■ EXERCISE DESCRIPTION ■
Go through the listing and set it down exactly, leaving out its pictures.

■ DATA SECTION ■
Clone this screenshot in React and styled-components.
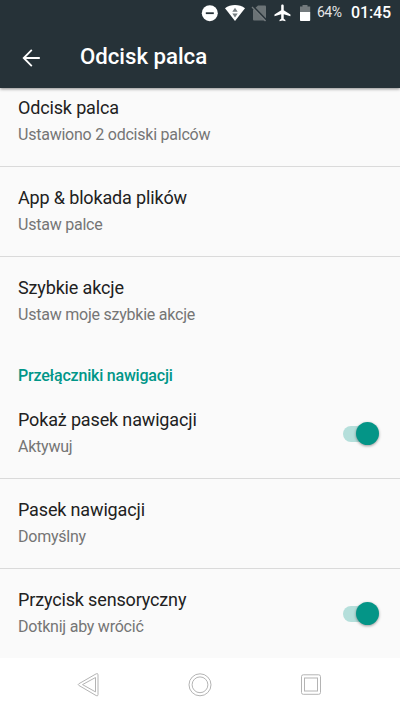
import React from 'react';
import styled, { createGlobalStyle } from 'styled-components';

const GlobalStyle = createGlobalStyle`
    * { box-sizing: border-box; }
    body {
        margin: 0;
        background: #fafafa;
        font-family: Roboto, "Noto Sans", sans-serif;
        overflow: hidden;
    }
    svg { display: block; }
`

const Screen = styled.div`
    width: 400px;
    height: 711px;
    display: flex;
    flex-direction: column;
    background: #fafafa;
`

const Header = styled.header`
    flex: none;
    height: 88px;
    background: #263238;
    color: #fff;
    position: relative;
    z-index: 1;
    box-shadow: 0 1px 3px rgba(0, 0, 0, .45);
`

const StatusBar = styled.div`
    height: 26px;
    display: flex;
    justify-content: flex-end;
    padding-right: 9px;
`

const Battery = styled.span`
    width: 25px;
    margin-left: 5px;
    font-size: 14px;
    letter-spacing: -.5px;
    line-height: 25px;
    color: #e4e6e7;
`

const Clock = styled.span`
    width: 40px;
    margin-left: 9px;
    font-size: 16px;
    letter-spacing: -.1px;
    font-weight: 500;
    line-height: 26px;
    white-space: nowrap;
`

const Toolbar = styled.div`
    height: 62px;
    display: flex;
    align-items: center;
    padding-left: 22px;
`

const BackButton = styled.button`
    width: 18px;
    height: 18px;
    padding: 0;
    margin-top: 2px;
    border: 0;
    background: none;
    color: #fff;
`

const Title = styled.h1`
    margin: 0 0 0 40px;
    font-size: 22.2px;
    font-weight: 500;
    line-height: 60px;
    padding-bottom: 2px;
`

const List = styled.main`
    flex: none;
    height: 570px;
    overflow: hidden;
`

// list is scrolled a little, the first row slides under the header
const Scrolled = styled.div`
    margin-top: -11px;
`

const StyledRow = styled.div`
    height: ${props => props.$divider ? 90 : 89}px;
    border-bottom: ${props => props.$divider ? '1px solid #dadada' : '0'};
    padding: 0 20px 0 18px;
    display: flex;
    align-items: center;
    justify-content: space-between;
`

const Label = styled.div`
    font-size: 18px;
    letter-spacing: -.15px;
    line-height: 25px;
    padding-bottom: 2px;
    color: #212121;
`

const Summary = styled.div`
    font-size: 16px;
    letter-spacing: -.23px;
    line-height: 26px;
    color: #757575;
`

const Section = styled.h2`
    height: 43px;
    margin: 0;
    padding: 9px 18px 0;
    font-size: 16px;
    letter-spacing: -.2px;
    font-weight: 500;
    line-height: 41px;
    color: #009688;
`

const Track = styled.div`
    width: 31px;
    height: 16px;
    margin-right: 6px;
    border-radius: 8px;
    background: #b5dfdb;
    display: flex;
    align-items: center;
`

const Thumb = styled.div`
    flex: none;
    width: 23px;
    height: 23px;
    margin-left: 13px;
    border-radius: 50%;
    background: #049587;
    box-shadow: 0 1px 3px rgba(0, 0, 0, .4);
`

const NavBar = styled.nav`
    flex: 1;
    background: #fff;
    display: flex;
    align-items: center;
    justify-content: space-between;
    padding: 0 77px;
`

const StatusIcons = () => (
    <svg width="112" height="26" viewBox="200 0 112 26">
        <circle cx="209.8" cy="13.2" r="8" fill="#fff" />
        <path d="M205.8 13.2h8" stroke="#263238" strokeWidth="1.8" />
        <path d="M225 8.2C230.500 4 239.500 4 245 8.200L235 21z" fill="#fff" />
        <path d="M235 7.800l2.700 4h-5.400zM235 17.500l2.700-4h-5.400z" fill="#777f82" />
        <path d="M258 5.500h7q1 0 1 1V20.500h-12q-1 0-1-1V10z" fill="#6b7376" />
        <path d="M253 6l14 14.500" stroke="#263238" strokeWidth="1.600" />
        <path d="M252 7l13.500 14" stroke="#737a7d" strokeWidth="1.300" />
        <path
            transform="translate(272.800 2.800) scale(.84)"
            d="M21 16v-2l-8-5V3.500c0-.83-.67-1.500-1.500-1.500S10 2.670 10 3.500V9l-8 5v2l8-2.500V19l-2 1.500V22l3.500-1 3.500 1v-1.500L13 19v-5.500l8 2.500z"
            fill="#fff"
        />
        <path d="M300 6.500h2.500V5h5v1.500h2.700V12H300z" fill="#737a7d" />
        <path d="M300 12h10.200v8.200q0 .8-.8.800h-8.600q-.8 0-.8-.8z" fill="#fff" />
    </svg>
)

const BackArrow = () => (
    <svg width="18" height="18" viewBox="0 0 18 18" fill="none" stroke="currentColor" strokeWidth="1.800">
        <path d="M17.800 9H1.800M9.800.9L1.700 9l8.100 8.100" />
    </svg>
)

const Switch = () => (
    <Track>
        <Thumb />
    </Track>
)

const Row = ({ label, summary, divider, toggle }) => (
    <StyledRow $divider={divider}>
        <div>
            <Label>{label}</Label>
            <Summary>{summary}</Summary>
        </div>
        {toggle && <Switch />}
    </StyledRow>
)

const App = () => (
    <>
        <GlobalStyle />
        <Screen>
            <Header>
                <StatusBar>
                    <StatusIcons />
                    <Battery>64%</Battery>
                    <Clock>01:45</Clock>
                </StatusBar>
                <Toolbar>
                    <BackButton aria-label="Wstecz"><BackArrow /></BackButton>
                    <Title>Odcisk palca</Title>
                </Toolbar>
            </Header>
            <List>
                <Scrolled>
                    <Row label="Odcisk palca" summary="Ustawiono 2 odciski palców" divider />
                    <Row label="App &amp; blokada plików" summary="Ustaw palce" divider />
                    <Row label="Szybkie akcje" summary="Ustaw moje szybkie akcje" />
                    <Section>Przełączniki nawigacji</Section>
                    <Row label="Pokaż pasek nawigacji" summary="Aktywuj" divider toggle />
                    <Row label="Pasek nawigacji" summary="Domyślny" divider />
                    <Row label="Przycisk sensoryczny" summary="Dotknij aby wrócić" toggle />
                </Scrolled>
            </List>
            <NavBar>
                <svg width="24" height="26" viewBox="0 0 24 26" fill="none" stroke="#b4b4b4" strokeLinejoin="round">
                    <path d="M19.200 1.800L1.800 11.800q-1.200.8 0 1.600l17.400 10.200q1.800.9 1.800-1V2.800q0-1.800-1.800-1z" />
                    <path d="M18.500 5.500v14.400L5.500 12.600z" />
                </svg>
                <svg width="26" height="26" viewBox="0 0 26 26" fill="none" stroke="#b4b4b4">
                    <circle cx="13" cy="12.800" r="11" />
                    <circle cx="13" cy="12.800" r="7.900" />
                </svg>
                <svg width="24" height="26" viewBox="0 0 24 26" fill="none" stroke="#b4b4b4">
                    <rect x="2.500" y="2.800" width="19" height="19.500" rx="1.800" />
                    <rect x="5.500" y="6" width="13" height="13" />
                </svg>
            </NavBar>
        </Screen>
    </>
)

export default App;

■ THE REPLY ■
Clone this screenshot in React and styled-components.
import React from 'react';
import styled, { createGlobalStyle } from 'styled-components';

const GlobalStyle = createGlobalStyle`
    * { box-sizing: border-box; }
    body {
        margin: 0;
        background: #fafafa;
        font-family: Roboto, "Noto Sans", sans-serif;
        overflow: hidden;
    }
    svg { display: block; }
`

const Screen = styled.div`
    width: 400px;
    height: 711px;
    display: flex;
    flex-direction: column;
    background: #fafafa;
`

const Header = styled.header`
    flex: none;
    height: 88px;
    background: #263238;
    color: #fff;
    position: relative;
    z-index: 1;
    box-shadow: 0 1px 3px rgba(0, 0, 0, .45);
`

const StatusBar = styled.div`
    height: 26px;
    display: flex;
    justify-content: flex-end;
    padding-right: 9px;
`

const Battery = styled.span`
    width: 25px;
    margin-left: 5px;
    font-size: 14px;
    letter-spacing: -.5px;
    line-height: 25px;
    color: #e4e6e7;
`

const Clock = styled.span`
    width: 40px;
    margin-left: 9px;
    font-size: 16px;
    letter-spacing: -.1px;
    font-weight: 500;
    line-height: 26px;
    white-space: nowrap;
`

const Toolbar = styled.div`
    height: 62px;
    display: flex;
    align-items: center;
    padding-left: 22px;
`

const BackButton = styled.button`
    width: 18px;
    height: 18px;
    padding: 0;
    margin-top: 2px;
    border: 0;
    background: none;
    color: #fff;
`

const Title = styled.h1`
    margin: 0 0 0 40px;
    font-size: 22.2px;
    font-weight: 500;
    line-height: 60px;
    padding-bottom: 2px;
`

const List = styled.main`
    flex: none;
    height: 570px;
    overflow: hidden;
`

// list is scrolled a little, the first row slides under the header
const Scrolled = styled.div`
    margin-top: -11px;
`

const StyledRow = styled.div`
    height: ${props => props.$divider ? 90 : 89}px;
    border-bottom: ${props => props.$divider ? '1px solid #dadada' : '0'};
    padding: 0 20px 0 18px;
    display: flex;
    align-items: center;
    justify-content: space-between;
`

const Label = styled.div`
    font-size: 18px;
    letter-spacing: -.15px;
    line-height: 25px;
    padding-bottom: 2px;
    color: #212121;
`

const Summary = styled.div`
    font-size: 16px;
    letter-spacing: -.23px;
    line-height: 26px;
    color: #757575;
`

const Section = styled.h2`
    height: 43px;
    margin: 0;
    padding: 9px 18px 0;
    font-size: 16px;
    letter-spacing: -.2px;
    font-weight: 500;
    line-height: 41px;
    color: #009688;
`

const Track = styled.div`
    width: 31px;
    height: 16px;
    margin-right: 6px;
    border-radius: 8px;
    background: #b5dfdb;
    display: flex;
    align-items: center;
`

const Thumb = styled.div`
    flex: none;
    width: 23px;
    height: 23px;
    margin-left: 13px;
    border-radius: 50%;
    background: #049587;
    box-shadow: 0 1px 3px rgba(0, 0, 0, .4);
`

const NavBar = styled.nav`
    flex: 1;
    background: #fff;
    display: flex;
    align-items: center;
    justify-content: space-between;
    padding: 0 77px;
`

const StatusIcons = () => (
    <svg width="112" height="26" viewBox="200 0 112 26">
        <circle cx="209.8" cy="13.2" r="8" fill="#fff" />
        <path d="M205.8 13.2h8" stroke="#263238" strokeWidth="1.8" />
        <path d="M225 8.2C230.500 4 239.500 4 245 8.200L235 21z" fill="#fff" />
        <path d="M235 7.800l2.700 4h-5.400zM235 17.500l2.700-4h-5.400z" fill="#777f82" />
        <path d="M258 5.500h7q1 0 1 1V20.500h-12q-1 0-1-1V10z" fill="#6b7376" />
        <path d="M253 6l14 14.500" stroke="#263238" strokeWidth="1.600" />
        <path d="M252 7l13.500 14" stroke="#737a7d" strokeWidth="1.300" />
        <path
            transform="translate(272.800 2.800) scale(.84)"
            d="M21 16v-2l-8-5V3.500c0-.83-.67-1.500-1.500-1.500S10 2.670 10 3.500V9l-8 5v2l8-2.500V19l-2 1.500V22l3.500-1 3.500 1v-1.500L13 19v-5.500l8 2.500z"
            fill="#fff"
        />
        <path d="M300 6.500h2.500V5h5v1.500h2.700V12H300z" fill="#737a7d" />
        <path d="M300 12h10.200v8.200q0 .8-.8.800h-8.600q-.8 0-.8-.8z" fill="#fff" />
    </svg>
)

const BackArrow = () => (
    <svg width="18" height="18" viewBox="0 0 18 18" fill="none" stroke="currentColor" strokeWidth="1.800">
        <path d="M17.800 9H1.800M9.800.9L1.700 9l8.100 8.100" />
    </svg>
)

const Switch = () => (
    <Track>
        <Thumb />
    </Track>
)

const Row = ({ label, summary, divider, toggle }) => (
    <StyledRow $divider={divider}>
        <div>
            <Label>{label}</Label>
            <Summary>{summary}</Summary>
        </div>
        {toggle && <Switch />}
    </StyledRow>
)

const App = () => (
    <>
        <GlobalStyle />
        <Screen>
            <Header>
                <StatusBar>
                    <StatusIcons />
                    <Battery>64%</Battery>
                    <Clock>01:45</Clock>
                </StatusBar>
                <Toolbar>
                    <BackButton aria-label="Wstecz"><BackArrow /></BackButton>
                    <Title>Odcisk palca</Title>
                </Toolbar>
            </Header>
            <List>
                <Scrolled>
                    <Row label="Odcisk palca" summary="Ustawiono 2 odciski palców" divider />
                    <Row label="App &amp; blokada plików" summary="Ustaw palce" divider />
                    <Row label="Szybkie akcje" summary="Ustaw moje szybkie akcje" />
                    <Section>Przełączniki nawigacji</Section>
                    <Row label="Pokaż pasek nawigacji" summary="Aktywuj" divider toggle />
                    <Row label="Pasek nawigacji" summary="Domyślny" divider />
                    <Row label="Przycisk sensoryczny" summary="Dotknij aby wrócić" toggle />
                </Scrolled>
            </List>
            <NavBar>
                <svg width="24" height="26" viewBox="0 0 24 26" fill="none" stroke="#b4b4b4" strokeLinejoin="round">
                    <path d="M19.200 1.800L1.800 11.800q-1.200.8 0 1.600l17.400 10.200q1.800.9 1.800-1V2.800q0-1.800-1.800-1z" />
                    <path d="M18.500 5.500v14.400L5.500 12.600z" />
                </svg>
                <svg width="26" height="26" viewBox="0 0 26 26" fill="none" stroke="#b4b4b4">
                    <circle cx="13" cy="12.800" r="11" />
                    <circle cx="13" cy="12.800" r="7.900" />
                </svg>
                <svg width="24" height="26" viewBox="0 0 24 26" fill="none" stroke="#b4b4b4">
                    <rect x="2.500" y="2.800" width="19" height="19.500" rx="1.800" />
                    <rect x="5.500" y="6" width="13" height="13" />
                </svg>
            </NavBar>
        </Screen>
    </>
)

export default App;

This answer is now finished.